I just installed our first hive with the hubby! NO STINGS! I am just floating! They gave us a weird queen cage though. A little plastic one the lady said put a piece of double sided tape on on side and stick her between the frames. Other than that it went as planned. I was shaking like a leaf forgot to tape my pants shut on the bottom but they never got too agressive. I hope to find some beekeepers close to learn from but Im still looking. Wish me luck!


----------



## sevenmmm (Mar 1, 2011)

The first year goes by way too fast. Good luck!


----------



## mistletoad (Apr 17, 2003)

We got our first bees at the beginning of the month - just wait to see how good you feel after you get the first inspection done. I go out and watch my bees every day - ok, several times a day! lol


----------



## AverageJo (Sep 24, 2010)

Welcome to the adiction!! LOL


----------



## DW (May 10, 2002)

We get ours on Thursday.


----------



## mare (Aug 31, 2006)

mine are coming on sun


----------



## Cheryl aka JM (Aug 7, 2007)

mine are coming in the 26th. Hope I do as well as you did!


----------



## DownHome (Jan 20, 2006)

Wow! another new beekeeper. It is a fun and rewarding hobby. Enjoy!

downhome


----------



## tom j (Apr 3, 2009)

all you newbees ,,, have any of you thought about what your going to name all your girls gre:gre: ,,, I thought that was the hard part of having bees ,, our first package was real heavy so we had to come up with 17,867 names :shocked::shocked: ,, mare you can just use the names that you had for your other bees from the hive you lost :sing::sing: ...


----------



## alleyyooper (Apr 22, 2005)

The real hard part comes when you try to put those tiny ear tags in them, but it is much easier than naming them all.
Then when the neighbours comewhining they got stung by one of your bees if they didn't get the ear tag number it wasn't one of yours.
By the tags by the dozen million it's cheaper that way.

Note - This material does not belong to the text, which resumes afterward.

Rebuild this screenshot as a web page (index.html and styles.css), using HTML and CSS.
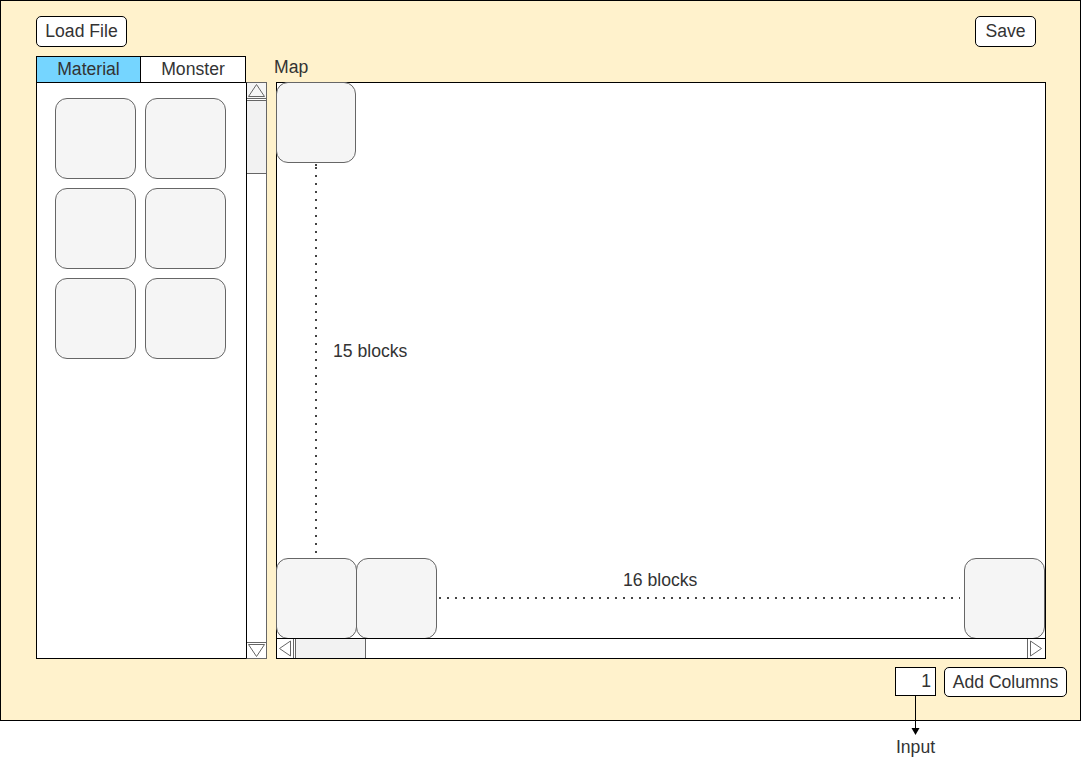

Those plastic queen cages are JZBZ cages and are the only ones we buy because getting the queen in there is easier. Save them a day may come when you want to put a virgin queen in one. 


 Al


----------



## AverageJo (Sep 24, 2010)

You guys are just too funny!! Thanks for the chuckles.


----------



## tom j (Apr 3, 2009)

ear tags ,,, forgot about them ,, will have to try cancel my order for the branding iron ,,


----------



## alleyyooper (Apr 22, 2005)

Branding is ok but I'm here to tell you they don't like that hot iron on their flank. Had one bee keeper tell me about a girl he burnt with a hot coal from his smoker. He said she was so mad she patrolled the area of the hives for many a week calling all the girls from the hive to make his life miserable till one day she finally nailed him her self in the cheek.

 Al


----------



## Citychick (Mar 27, 2008)

Thanks guys! I have checked the feeder a few times and done my first inspection. I have comb, pollen and BROOD! So excited! I really had to look to see the eggs and larvae. And then I had to come back in a re-read in the books to be sure. I think everything is going well. There are no clubs here and the local beekeepers have NO interest in me even observing them. So I am on my own.  The extension office is sending their horticulturist for training and he will start a hive in May so maybe I can learn along with another newbee :gaptooth:.


----------



## tom j (Apr 3, 2009)

city ,, you will learn ,, I didn't have any one to watch and until I started on another site were I run in to Al ,, ,,, it was all learn by mistake before then ,, and I made a lot of them but the girls did what they wanted , so most had little or no effect , over all ,,, Al took us ( me and Bonnie ) under his wing and I had some one to ask and point us in the right direction ,, that site closed then I came here , Al is here to .. here you can ask any thing that comes up ,, and have a answer ,, and have others ether say yes that would do what you want or give you another idea of how to do it ..


----------



## alleyyooper (Apr 22, 2005)

I miss Honey Bees Only too Tom. 


 Al


----------



## tom j (Apr 3, 2009)

this is Al ,, yes he is in MI ,, never shook his hand , but I have learned a lot from him ... yea ,, """"" Honey Bees Only """"" was a great place ,, I can not remember how I ever found that site 
any way ,, city ,, you have homesteading watching your back


----------